そこまで希少なインレイで、裏板の感じも似ていて、修理跡の記憶も一致――なのにどうして「違う個体」だと言い張るのか逆に不思議だ、と妻は言う。至極客観的かつ的確な指摘であった。
なぜって、それは――
そもそも、初代魔女を手放した顛末は35年前。その頃、ライブハウスで時々演奏させてもらう機会があった。
ある日、そこのマスターが僕のLarriveeを見て「む、割れの兆候が……」と言い出した。「放っておくと完全に割れるかもよ。外国のギターだから日本の気候には合わないんだよね」と。今なら「割れの兆候」の下りは笑って受け流せるが、当時は大ショックだった。
マスターは言う「で、どうする?」と。そして困っている僕に「下取りで引き取る替わりに同等のギターを提供できるけど」という話を持ち掛けてきたのだ。
同等のギターとは、とある一流ブランドのオーダー品のスペアだ、と言う。オーダー品は納期に間に合わせるため、2本同時並行で製作する場合がある。それは万が一製作途中で不具合が発生した場合に備えて。よって、問題がなければ2本目は余る。紹介するのはそういう事情の裏の流通品である、と。
実はマスターはそういう裏ルートのギターを扱う売人でもあり、海千山千の商売人であった。二十歳そこそこの世間知らずな青二才などは絶好のターゲットだ。いたずらに不安を煽って商品を買わせる、悪徳とは言わないがフェアか? というと首をかしげるたくなるやり口ではある。まあ、そんな大人はどこにでも普通に居るのだけれど。
僕に限って言えば、運悪く裏板のバインディング剥離事件の直後のことだった。Larriveeがデリケートで管理が難しいことも身に染みて実感していた所で、結局僕はそういう悪いタイミングでの「悪魔のささやき」に乗って取り引きに応じてしまった。
そして、その後マスターから「あのギターは今頃、表板を修理されて海外にでも売られて行った頃だ」という話を聞いたのである。
そう。当時としては致し方なかったと頭ではわかっている。何より強制でもなんでもなく、決断をしたのは僕自身なのだから。だがその決断が後々に及ぼした影響の大きさゆえ、折に触れて自問せざるを得なかった。あれは正しかったのか? と。
真偽を確かめるには、もう一度ギターの表板に本当に割れが発生していたのかをこの目で確認するしかない。が、それがかなわない以上、間違っていなかったことを正当化するために、あの出来事、マスターの言葉は本当だったと無理やり思い込んでいたふしがある。
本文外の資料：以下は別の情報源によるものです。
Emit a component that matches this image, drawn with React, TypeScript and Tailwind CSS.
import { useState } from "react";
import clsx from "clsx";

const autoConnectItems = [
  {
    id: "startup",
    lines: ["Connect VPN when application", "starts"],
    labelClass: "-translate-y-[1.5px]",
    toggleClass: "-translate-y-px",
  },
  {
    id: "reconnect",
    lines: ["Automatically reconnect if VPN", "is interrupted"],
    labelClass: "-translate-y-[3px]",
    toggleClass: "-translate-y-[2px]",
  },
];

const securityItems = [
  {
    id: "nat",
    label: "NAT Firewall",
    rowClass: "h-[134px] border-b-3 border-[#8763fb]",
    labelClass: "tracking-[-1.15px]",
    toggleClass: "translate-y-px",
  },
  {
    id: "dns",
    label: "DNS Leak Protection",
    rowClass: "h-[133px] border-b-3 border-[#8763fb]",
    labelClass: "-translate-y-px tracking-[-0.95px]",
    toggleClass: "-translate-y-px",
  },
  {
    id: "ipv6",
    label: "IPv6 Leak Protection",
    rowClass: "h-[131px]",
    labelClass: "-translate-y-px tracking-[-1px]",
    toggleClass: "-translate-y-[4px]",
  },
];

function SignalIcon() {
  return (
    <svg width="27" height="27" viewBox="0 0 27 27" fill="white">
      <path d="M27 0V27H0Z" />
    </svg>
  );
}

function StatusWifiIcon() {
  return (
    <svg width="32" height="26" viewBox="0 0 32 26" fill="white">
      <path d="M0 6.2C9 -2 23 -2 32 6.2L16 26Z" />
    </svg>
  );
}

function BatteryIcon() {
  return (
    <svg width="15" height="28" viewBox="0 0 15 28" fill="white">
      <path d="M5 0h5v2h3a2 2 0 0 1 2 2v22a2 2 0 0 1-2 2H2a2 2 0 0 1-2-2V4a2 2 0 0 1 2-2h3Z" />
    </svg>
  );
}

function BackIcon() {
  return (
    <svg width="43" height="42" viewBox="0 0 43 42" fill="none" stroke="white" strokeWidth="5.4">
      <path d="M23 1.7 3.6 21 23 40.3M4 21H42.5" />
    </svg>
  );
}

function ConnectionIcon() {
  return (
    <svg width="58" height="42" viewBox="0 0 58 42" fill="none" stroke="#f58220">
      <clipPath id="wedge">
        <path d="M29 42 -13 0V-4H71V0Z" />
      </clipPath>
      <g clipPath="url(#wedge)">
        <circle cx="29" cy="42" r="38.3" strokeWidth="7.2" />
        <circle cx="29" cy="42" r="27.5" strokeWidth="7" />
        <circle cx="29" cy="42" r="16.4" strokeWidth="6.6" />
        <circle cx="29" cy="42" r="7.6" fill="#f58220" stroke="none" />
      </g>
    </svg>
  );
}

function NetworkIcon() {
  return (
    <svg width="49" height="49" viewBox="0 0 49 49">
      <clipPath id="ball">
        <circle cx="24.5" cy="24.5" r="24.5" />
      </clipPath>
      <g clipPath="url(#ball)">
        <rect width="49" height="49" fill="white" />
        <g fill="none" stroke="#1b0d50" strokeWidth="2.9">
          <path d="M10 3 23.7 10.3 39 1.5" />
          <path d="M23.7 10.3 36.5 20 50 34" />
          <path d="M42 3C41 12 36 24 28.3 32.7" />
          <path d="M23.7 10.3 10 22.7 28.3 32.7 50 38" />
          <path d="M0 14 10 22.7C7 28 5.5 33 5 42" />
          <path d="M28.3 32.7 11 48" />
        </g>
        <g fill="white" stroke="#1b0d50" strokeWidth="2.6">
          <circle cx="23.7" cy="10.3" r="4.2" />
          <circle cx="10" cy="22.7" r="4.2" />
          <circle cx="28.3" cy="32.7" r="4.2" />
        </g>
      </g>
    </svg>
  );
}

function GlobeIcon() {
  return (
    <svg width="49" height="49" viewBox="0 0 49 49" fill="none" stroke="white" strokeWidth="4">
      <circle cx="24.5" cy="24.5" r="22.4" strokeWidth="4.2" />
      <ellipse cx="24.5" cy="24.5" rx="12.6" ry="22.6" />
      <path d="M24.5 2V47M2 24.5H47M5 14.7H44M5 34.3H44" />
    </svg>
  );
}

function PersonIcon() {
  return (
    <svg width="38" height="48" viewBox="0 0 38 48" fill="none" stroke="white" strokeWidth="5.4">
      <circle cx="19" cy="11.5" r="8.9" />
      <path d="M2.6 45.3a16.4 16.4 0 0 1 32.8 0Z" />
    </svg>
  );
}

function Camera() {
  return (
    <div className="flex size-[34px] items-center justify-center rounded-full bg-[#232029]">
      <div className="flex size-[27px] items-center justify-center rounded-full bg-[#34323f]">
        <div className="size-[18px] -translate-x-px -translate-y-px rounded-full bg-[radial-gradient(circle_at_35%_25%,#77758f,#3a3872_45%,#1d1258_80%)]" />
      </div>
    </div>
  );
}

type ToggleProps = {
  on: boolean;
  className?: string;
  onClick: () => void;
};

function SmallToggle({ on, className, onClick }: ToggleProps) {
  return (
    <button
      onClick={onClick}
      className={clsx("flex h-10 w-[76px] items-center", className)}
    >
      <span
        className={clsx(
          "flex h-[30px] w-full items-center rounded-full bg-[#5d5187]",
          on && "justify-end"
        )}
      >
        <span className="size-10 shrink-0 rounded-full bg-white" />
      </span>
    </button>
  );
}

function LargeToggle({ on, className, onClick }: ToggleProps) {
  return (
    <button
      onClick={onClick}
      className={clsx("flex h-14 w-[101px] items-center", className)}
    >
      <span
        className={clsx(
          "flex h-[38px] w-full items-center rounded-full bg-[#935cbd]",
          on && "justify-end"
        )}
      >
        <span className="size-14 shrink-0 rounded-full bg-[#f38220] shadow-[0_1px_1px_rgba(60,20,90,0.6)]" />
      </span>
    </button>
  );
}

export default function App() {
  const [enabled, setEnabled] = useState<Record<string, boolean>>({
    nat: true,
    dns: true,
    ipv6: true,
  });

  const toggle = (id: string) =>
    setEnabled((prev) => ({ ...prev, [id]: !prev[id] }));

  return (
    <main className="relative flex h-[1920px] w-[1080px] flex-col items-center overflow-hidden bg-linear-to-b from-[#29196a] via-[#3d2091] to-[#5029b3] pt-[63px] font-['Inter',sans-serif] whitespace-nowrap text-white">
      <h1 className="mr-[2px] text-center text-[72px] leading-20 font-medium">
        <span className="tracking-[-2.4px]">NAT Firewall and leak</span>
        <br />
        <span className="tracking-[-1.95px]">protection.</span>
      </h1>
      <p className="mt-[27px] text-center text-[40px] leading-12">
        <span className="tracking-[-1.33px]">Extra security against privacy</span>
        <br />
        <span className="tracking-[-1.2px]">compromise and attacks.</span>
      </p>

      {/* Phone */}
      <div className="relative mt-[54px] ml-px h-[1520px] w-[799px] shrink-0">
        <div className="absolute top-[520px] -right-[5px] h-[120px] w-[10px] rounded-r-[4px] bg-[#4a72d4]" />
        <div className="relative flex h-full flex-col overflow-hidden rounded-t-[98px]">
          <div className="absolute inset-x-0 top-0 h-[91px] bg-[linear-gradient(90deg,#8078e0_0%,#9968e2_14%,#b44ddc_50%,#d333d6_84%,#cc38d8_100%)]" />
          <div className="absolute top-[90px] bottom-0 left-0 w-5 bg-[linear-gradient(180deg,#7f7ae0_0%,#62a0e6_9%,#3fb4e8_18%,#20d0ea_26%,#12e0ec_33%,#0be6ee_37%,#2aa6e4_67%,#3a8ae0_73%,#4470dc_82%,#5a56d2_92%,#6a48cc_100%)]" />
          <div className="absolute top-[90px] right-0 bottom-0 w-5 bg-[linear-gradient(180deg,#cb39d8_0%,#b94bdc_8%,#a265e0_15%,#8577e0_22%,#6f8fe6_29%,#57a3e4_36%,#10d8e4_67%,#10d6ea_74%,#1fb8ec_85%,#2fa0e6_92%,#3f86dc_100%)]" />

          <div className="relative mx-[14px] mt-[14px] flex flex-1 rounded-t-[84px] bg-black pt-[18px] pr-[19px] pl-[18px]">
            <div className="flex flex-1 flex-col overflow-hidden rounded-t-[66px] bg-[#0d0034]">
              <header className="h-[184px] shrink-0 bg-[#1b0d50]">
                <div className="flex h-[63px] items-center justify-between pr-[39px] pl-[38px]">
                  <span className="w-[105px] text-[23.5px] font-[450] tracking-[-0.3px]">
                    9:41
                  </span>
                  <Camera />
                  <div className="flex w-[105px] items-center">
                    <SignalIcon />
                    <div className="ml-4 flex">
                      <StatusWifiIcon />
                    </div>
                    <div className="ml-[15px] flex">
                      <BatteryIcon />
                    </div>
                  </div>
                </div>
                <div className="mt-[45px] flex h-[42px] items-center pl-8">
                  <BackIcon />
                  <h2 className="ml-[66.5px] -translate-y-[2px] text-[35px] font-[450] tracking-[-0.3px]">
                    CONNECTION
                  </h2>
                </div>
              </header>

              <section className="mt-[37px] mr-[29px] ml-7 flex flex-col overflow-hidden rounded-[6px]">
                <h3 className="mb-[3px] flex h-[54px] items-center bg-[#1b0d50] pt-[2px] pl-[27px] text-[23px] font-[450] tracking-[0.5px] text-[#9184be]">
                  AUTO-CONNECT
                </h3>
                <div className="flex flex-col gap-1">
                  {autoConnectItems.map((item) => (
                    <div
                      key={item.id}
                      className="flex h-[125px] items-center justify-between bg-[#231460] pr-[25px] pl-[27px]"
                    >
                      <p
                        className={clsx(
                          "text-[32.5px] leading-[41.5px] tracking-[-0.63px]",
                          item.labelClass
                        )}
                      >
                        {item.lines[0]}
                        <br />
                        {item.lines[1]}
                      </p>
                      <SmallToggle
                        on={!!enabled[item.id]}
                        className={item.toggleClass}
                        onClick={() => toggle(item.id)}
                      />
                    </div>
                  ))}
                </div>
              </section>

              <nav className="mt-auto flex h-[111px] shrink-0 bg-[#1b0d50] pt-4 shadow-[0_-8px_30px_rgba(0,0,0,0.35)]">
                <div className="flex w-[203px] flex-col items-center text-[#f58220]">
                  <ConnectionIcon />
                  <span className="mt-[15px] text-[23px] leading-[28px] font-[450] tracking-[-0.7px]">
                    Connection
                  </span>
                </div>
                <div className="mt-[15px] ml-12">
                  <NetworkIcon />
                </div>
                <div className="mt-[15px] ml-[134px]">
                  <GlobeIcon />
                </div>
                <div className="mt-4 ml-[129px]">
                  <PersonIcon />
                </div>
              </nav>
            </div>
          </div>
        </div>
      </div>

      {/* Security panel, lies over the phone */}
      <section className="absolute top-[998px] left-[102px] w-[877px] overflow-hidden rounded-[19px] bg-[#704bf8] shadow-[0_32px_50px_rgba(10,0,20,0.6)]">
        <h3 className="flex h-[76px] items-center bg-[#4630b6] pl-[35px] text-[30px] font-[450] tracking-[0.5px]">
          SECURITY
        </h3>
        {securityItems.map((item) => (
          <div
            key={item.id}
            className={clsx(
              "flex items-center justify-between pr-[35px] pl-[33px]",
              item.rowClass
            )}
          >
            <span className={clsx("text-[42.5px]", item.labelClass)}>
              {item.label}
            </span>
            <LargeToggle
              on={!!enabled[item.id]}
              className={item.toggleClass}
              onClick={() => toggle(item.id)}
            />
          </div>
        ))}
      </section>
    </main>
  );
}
つまり裏を返すと、売らんがための口車に容易く乗せられ、手放さなくても良かった初代魔女を手放してしまったのでは? という疑念を認めるのが怖かったのだ。
おかげで、無自覚な防衛機制がはたらいて自己洗脳みたいな状態に陥っていたというのか――。
ただ実際の話、あの決断はどうだったのかというと今現在の答えは明快だ。ギターのコンディション管理ができない懐事情、身分不相応という客観的事実から、遅かれ早かれ初代魔女は僕の許から離れて行く運命だったのであろうと思っている。
これが「初代魔女は海外へ売られてしまった」という思い込みの真相だ。根拠はマスターの言葉のみで、実際の真偽は不明なのである。怖いことに本当に今の今まで――妻の言葉を聞くまで、そのことを全く自覚していなかったのだ。
何だか体がフワフワする。急に頭痛がしてきた。トラウマとも言える強固な呪縛が解けたということか?
一つ言えるのは「もしかすると眼前のL-28が本当に初代魔女であるかもしれない」という本当に「まさか」の可能性が、急激に真実味を帯びてきたこと。にわかには信じられない。いや、まだ単なる「可能性」の段階だ。落ち着け!
では改めて先入観なしで見てみる。これははたして本当に35年前に手放した初代魔女なのだろうか?